[Start Source data]
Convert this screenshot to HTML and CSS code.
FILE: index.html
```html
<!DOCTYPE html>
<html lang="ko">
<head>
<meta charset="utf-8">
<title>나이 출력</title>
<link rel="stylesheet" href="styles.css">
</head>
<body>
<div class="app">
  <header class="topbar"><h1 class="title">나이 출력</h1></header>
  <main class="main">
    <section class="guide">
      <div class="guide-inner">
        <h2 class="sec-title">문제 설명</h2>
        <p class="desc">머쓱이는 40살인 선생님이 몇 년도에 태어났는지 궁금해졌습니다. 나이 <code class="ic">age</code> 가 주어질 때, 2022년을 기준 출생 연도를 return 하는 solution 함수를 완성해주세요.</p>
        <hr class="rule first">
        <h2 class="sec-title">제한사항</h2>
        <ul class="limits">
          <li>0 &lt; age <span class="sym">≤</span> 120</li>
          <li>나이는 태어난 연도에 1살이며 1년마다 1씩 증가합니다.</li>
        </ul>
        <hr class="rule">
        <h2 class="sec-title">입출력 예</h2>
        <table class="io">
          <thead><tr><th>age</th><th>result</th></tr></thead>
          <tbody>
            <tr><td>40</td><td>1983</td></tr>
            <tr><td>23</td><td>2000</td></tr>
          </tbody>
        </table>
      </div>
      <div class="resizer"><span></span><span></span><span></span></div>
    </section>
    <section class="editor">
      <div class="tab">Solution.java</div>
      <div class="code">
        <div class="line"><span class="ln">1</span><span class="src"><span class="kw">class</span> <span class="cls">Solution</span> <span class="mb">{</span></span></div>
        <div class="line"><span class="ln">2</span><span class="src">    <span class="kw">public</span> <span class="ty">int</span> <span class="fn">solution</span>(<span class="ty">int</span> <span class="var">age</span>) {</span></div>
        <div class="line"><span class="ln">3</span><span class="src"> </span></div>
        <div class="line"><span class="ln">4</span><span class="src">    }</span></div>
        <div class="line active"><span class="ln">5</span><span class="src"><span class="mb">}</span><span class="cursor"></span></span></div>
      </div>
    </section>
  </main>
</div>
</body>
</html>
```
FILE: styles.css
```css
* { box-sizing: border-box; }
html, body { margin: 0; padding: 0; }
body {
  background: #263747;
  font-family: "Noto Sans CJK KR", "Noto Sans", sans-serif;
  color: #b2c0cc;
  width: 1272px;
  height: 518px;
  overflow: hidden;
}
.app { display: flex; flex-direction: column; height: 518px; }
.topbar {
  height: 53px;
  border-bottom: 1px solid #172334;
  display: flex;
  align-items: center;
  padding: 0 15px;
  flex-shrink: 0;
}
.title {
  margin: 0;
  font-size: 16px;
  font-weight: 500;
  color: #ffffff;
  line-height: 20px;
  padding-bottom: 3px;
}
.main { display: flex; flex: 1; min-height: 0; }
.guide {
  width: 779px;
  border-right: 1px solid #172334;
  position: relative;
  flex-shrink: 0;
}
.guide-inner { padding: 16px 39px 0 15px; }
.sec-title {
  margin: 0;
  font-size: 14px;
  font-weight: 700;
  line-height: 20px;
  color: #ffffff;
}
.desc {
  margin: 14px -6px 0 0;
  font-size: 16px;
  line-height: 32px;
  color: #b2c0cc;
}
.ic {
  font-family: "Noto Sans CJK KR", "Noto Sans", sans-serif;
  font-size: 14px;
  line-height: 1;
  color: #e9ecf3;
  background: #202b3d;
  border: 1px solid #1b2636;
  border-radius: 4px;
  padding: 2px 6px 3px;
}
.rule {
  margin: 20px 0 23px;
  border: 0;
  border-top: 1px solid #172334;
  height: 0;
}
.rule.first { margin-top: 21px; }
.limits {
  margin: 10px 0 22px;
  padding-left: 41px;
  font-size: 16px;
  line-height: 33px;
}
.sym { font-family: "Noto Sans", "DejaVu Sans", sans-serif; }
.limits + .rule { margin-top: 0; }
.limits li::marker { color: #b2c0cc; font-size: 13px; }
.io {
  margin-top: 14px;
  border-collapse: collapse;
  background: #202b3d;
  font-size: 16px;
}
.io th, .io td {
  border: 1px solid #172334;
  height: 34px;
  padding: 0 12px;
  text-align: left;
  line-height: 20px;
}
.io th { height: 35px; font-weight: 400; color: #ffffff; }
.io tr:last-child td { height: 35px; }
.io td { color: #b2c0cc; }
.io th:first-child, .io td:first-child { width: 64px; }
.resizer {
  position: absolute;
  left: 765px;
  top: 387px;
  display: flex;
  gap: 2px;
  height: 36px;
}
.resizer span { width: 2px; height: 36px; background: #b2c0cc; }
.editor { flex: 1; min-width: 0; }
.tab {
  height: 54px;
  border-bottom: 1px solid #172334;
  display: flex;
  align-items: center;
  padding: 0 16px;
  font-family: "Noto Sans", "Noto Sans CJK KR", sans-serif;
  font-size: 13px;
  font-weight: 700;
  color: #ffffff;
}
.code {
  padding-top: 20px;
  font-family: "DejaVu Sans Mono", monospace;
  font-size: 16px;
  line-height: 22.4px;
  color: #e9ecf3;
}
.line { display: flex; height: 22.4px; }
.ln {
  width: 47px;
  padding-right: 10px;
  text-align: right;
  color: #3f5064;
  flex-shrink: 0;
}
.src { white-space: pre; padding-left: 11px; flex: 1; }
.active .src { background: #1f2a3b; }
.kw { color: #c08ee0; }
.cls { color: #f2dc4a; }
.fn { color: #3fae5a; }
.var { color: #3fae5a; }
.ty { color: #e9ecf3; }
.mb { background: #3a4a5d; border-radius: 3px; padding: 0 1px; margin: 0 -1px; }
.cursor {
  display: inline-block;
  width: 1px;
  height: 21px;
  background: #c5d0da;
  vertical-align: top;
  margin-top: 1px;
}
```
[End Source data]
◆ **What is needed**:
Reproduce every line of the data verbatim.

◆ **Answer in full**:
Convert this screenshot to HTML and CSS code.
FILE: index.html
```html
<!DOCTYPE html>
<html lang="ko">
<head>
<meta charset="utf-8">
<title>나이 출력</title>
<link rel="stylesheet" href="styles.css">
</head>
<body>
<div class="app">
  <header class="topbar"><h1 class="title">나이 출력</h1></header>
  <main class="main">
    <section class="guide">
      <div class="guide-inner">
        <h2 class="sec-title">문제 설명</h2>
        <p class="desc">머쓱이는 40살인 선생님이 몇 년도에 태어났는지 궁금해졌습니다. 나이 <code class="ic">age</code> 가 주어질 때, 2022년을 기준 출생 연도를 return 하는 solution 함수를 완성해주세요.</p>
        <hr class="rule first">
        <h2 class="sec-title">제한사항</h2>
        <ul class="limits">
          <li>0 &lt; age <span class="sym">≤</span> 120</li>
          <li>나이는 태어난 연도에 1살이며 1년마다 1씩 증가합니다.</li>
        </ul>
        <hr class="rule">
        <h2 class="sec-title">입출력 예</h2>
        <table class="io">
          <thead><tr><th>age</th><th>result</th></tr></thead>
          <tbody>
            <tr><td>40</td><td>1983</td></tr>
            <tr><td>23</td><td>2000</td></tr>
          </tbody>
        </table>
      </div>
      <div class="resizer"><span></span><span></span><span></span></div>
    </section>
    <section class="editor">
      <div class="tab">Solution.java</div>
      <div class="code">
        <div class="line"><span class="ln">1</span><span class="src"><span class="kw">class</span> <span class="cls">Solution</span> <span class="mb">{</span></span></div>
        <div class="line"><span class="ln">2</span><span class="src">    <span class="kw">public</span> <span class="ty">int</span> <span class="fn">solution</span>(<span class="ty">int</span> <span class="var">age</span>) {</span></div>
        <div class="line"><span class="ln">3</span><span class="src"> </span></div>
        <div class="line"><span class="ln">4</span><span class="src">    }</span></div>
        <div class="line active"><span class="ln">5</span><span class="src"><span class="mb">}</span><span class="cursor"></span></span></div>
      </div>
    </section>
  </main>
</div>
</body>
</html>
```
FILE: styles.css
```css
* { box-sizing: border-box; }
html, body { margin: 0; padding: 0; }
body {
  background: #263747;
  font-family: "Noto Sans CJK KR", "Noto Sans", sans-serif;
  color: #b2c0cc;
  width: 1272px;
  height: 518px;
  overflow: hidden;
}
.app { display: flex; flex-direction: column; height: 518px; }
.topbar {
  height: 53px;
  border-bottom: 1px solid #172334;
  display: flex;
  align-items: center;
  padding: 0 15px;
  flex-shrink: 0;
}
.title {
  margin: 0;
  font-size: 16px;
  font-weight: 500;
  color: #ffffff;
  line-height: 20px;
  padding-bottom: 3px;
}
.main { display: flex; flex: 1; min-height: 0; }
.guide {
  width: 779px;
  border-right: 1px solid #172334;
  position: relative;
  flex-shrink: 0;
}
.guide-inner { padding: 16px 39px 0 15px; }
.sec-title {
  margin: 0;
  font-size: 14px;
  font-weight: 700;
  line-height: 20px;
  color: #ffffff;
}
.desc {
  margin: 14px -6px 0 0;
  font-size: 16px;
  line-height: 32px;
  color: #b2c0cc;
}
.ic {
  font-family: "Noto Sans CJK KR", "Noto Sans", sans-serif;
  font-size: 14px;
  line-height: 1;
  color: #e9ecf3;
  background: #202b3d;
  border: 1px solid #1b2636;
  border-radius: 4px;
  padding: 2px 6px 3px;
}
.rule {
  margin: 20px 0 23px;
  border: 0;
  border-top: 1px solid #172334;
  height: 0;
}
.rule.first { margin-top: 21px; }
.limits {
  margin: 10px 0 22px;
  padding-left: 41px;
  font-size: 16px;
  line-height: 33px;
}
.sym { font-family: "Noto Sans", "DejaVu Sans", sans-serif; }
.limits + .rule { margin-top: 0; }
.limits li::marker { color: #b2c0cc; font-size: 13px; }
.io {
  margin-top: 14px;
  border-collapse: collapse;
  background: #202b3d;
  font-size: 16px;
}
.io th, .io td {
  border: 1px solid #172334;
  height: 34px;
  padding: 0 12px;
  text-align: left;
  line-height: 20px;
}
.io th { height: 35px; font-weight: 400; color: #ffffff; }
.io tr:last-child td { height: 35px; }
.io td { color: #b2c0cc; }
.io th:first-child, .io td:first-child { width: 64px; }
.resizer {
  position: absolute;
  left: 765px;
  top: 387px;
  display: flex;
  gap: 2px;
  height: 36px;
}
.resizer span { width: 2px; height: 36px; background: #b2c0cc; }
.editor { flex: 1; min-width: 0; }
.tab {
  height: 54px;
  border-bottom: 1px solid #172334;
  display: flex;
  align-items: center;
  padding: 0 16px;
  font-family: "Noto Sans", "Noto Sans CJK KR", sans-serif;
  font-size: 13px;
  font-weight: 700;
  color: #ffffff;
}
.code {
  padding-top: 20px;
  font-family: "DejaVu Sans Mono", monospace;
  font-size: 16px;
  line-height: 22.4px;
  color: #e9ecf3;
}
.line { display: flex; height: 22.4px; }
.ln {
  width: 47px;
  padding-right: 10px;
  text-align: right;
  color: #3f5064;
  flex-shrink: 0;
}
.src { white-space: pre; padding-left: 11px; flex: 1; }
.active .src { background: #1f2a3b; }
.kw { color: #c08ee0; }
.cls { color: #f2dc4a; }
.fn { color: #3fae5a; }
.var { color: #3fae5a; }
.ty { color: #e9ecf3; }
.mb { background: #3a4a5d; border-radius: 3px; padding: 0 1px; margin: 0 -1px; }
.cursor {
  display: inline-block;
  width: 1px;
  height: 21px;
  background: #c5d0da;
  vertical-align: top;
  margin-top: 1px;
}
```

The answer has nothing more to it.